The PM and the Coalition for Reform and Democracy (CORD) leadership agreed to suspend all political activity for the duration of the hearing of the election petition in the Supreme Court.
The PM has in the meantime appealed to his supporters and Kenyans in general to continue to remain calm and respect the rule of law, nurture peace, pray for justice and the strengthening of democracy in the country.
Odinga also appealed to his supporters to respect and have faith in the Judiciary as the Supreme Court prepares to hear his election petition.
The PM has petitioned the Supreme Court challenging the outcome of the presidential election, citing voter irregularities and fraud.
The PM is urging the court to declare Uhuru Kenyatta as President-elect and William Ruto as Deputy President-elect respectively, and declare as null and void the whole electoral process leading to that declaration.
Odinga, son to Kenya's first vice-president and doyen of opposition politics, has compared the March elections to the disputed vote in 2007, which he also lost by a narrow margin, and which sparked inter-ethnic violence that killed more than 1,200 people.
Under Kenya's constitution, the Supreme Court must give its judgment on the election within 14 days from the day the petition was filed.
Some 12.3 million Kenyans voted in presidential elections in which Kenyatta narrowly avoided a run-off by winning 50.7 percent of the ballots against his close challenger, Odinga who garnered 43.4 percent.
The historic elections were watched closely by both local and international poll monitors who have said the election was credible and called on the political leadership to maintain peace as they await the presidential petition at the Supreme Court.

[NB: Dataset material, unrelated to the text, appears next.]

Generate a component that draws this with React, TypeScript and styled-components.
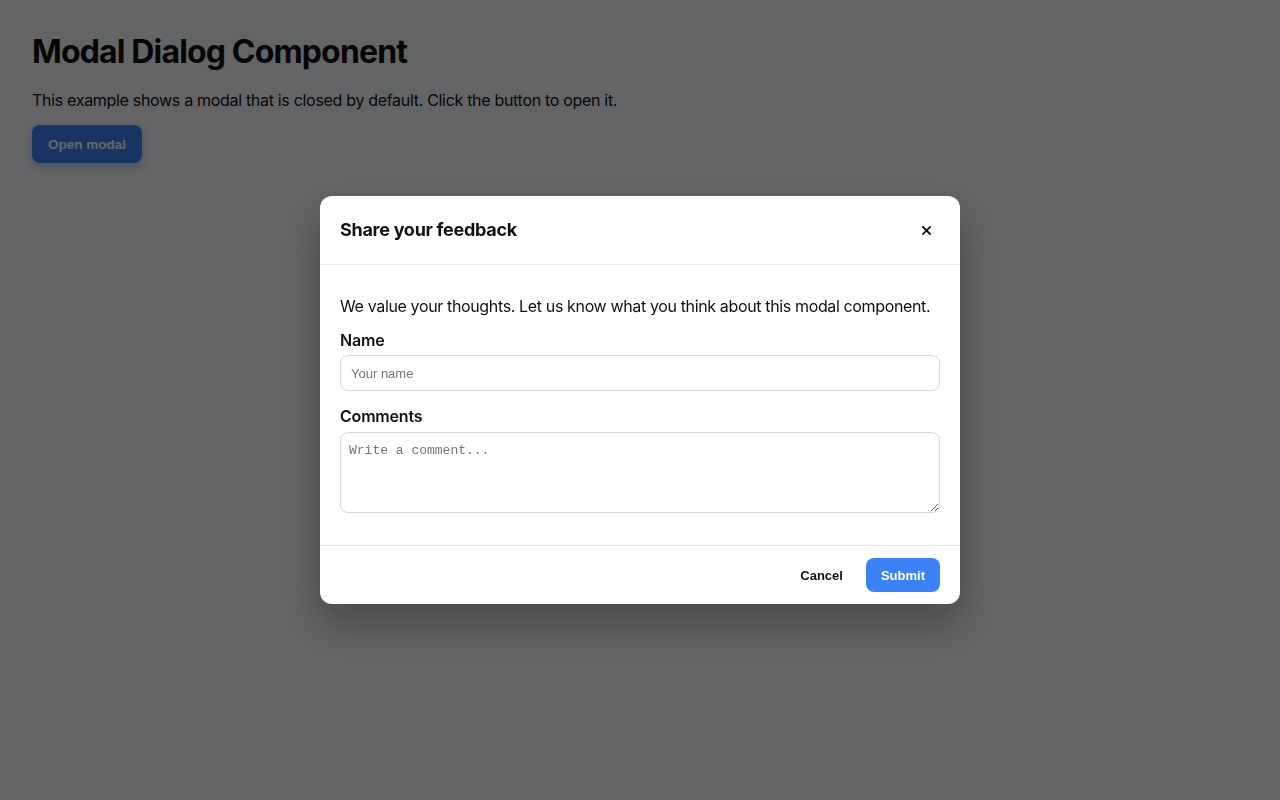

During its meeting, the top security organ upheld the earlier directive by Inspector General of Police David Kimaiyo that no mass actions, demonstrations or political gatherings and meetings would be allowed since this would compromise peace, security and tranquility during this electoral process.
"The government directed that National Cohesion and Integration Commission (NCIC) and the security agencies deal firmly and decisively with those propagating hate speech and violence in the social media," the statement said.
The government statement comes as Kenyans have taken their fight from the streets to the social media, engaging each other on tribal lines over who won the country's presidential elections.
Many Kenyans have expressed concerns that some people are using recent developments in technology such as Twitter and Facebook to spread discord in the country.
Unlike in the 2007 general elections where Kenyans hacked each other with machetes and arrows and text messaging was being used, hate mongers have now resorted to the use of Tweets and angry status updates to insult others.
During the Wednesday meeting, the government took issue with idle, noisy mobs congregating outside Supreme Court of Kenya and its environs and had become a public nuisance, was disrupting Court processes and business operations around the general area.
"This will be disallowed since strategic buildings were under security surveillance and such mobs are a security threat and should be advised to disperse with immediate effect," the statement said.
The security committee called on politicians to allow the Supreme Court to arbitrate on the petition challenging the results of the presidential elections.
"The Court process should be left to those authorized into courts. Any attempts to disrupt, discredit or intimidate the courts, IEBC or other institutions of the State will not be tolerated," the security committee warned.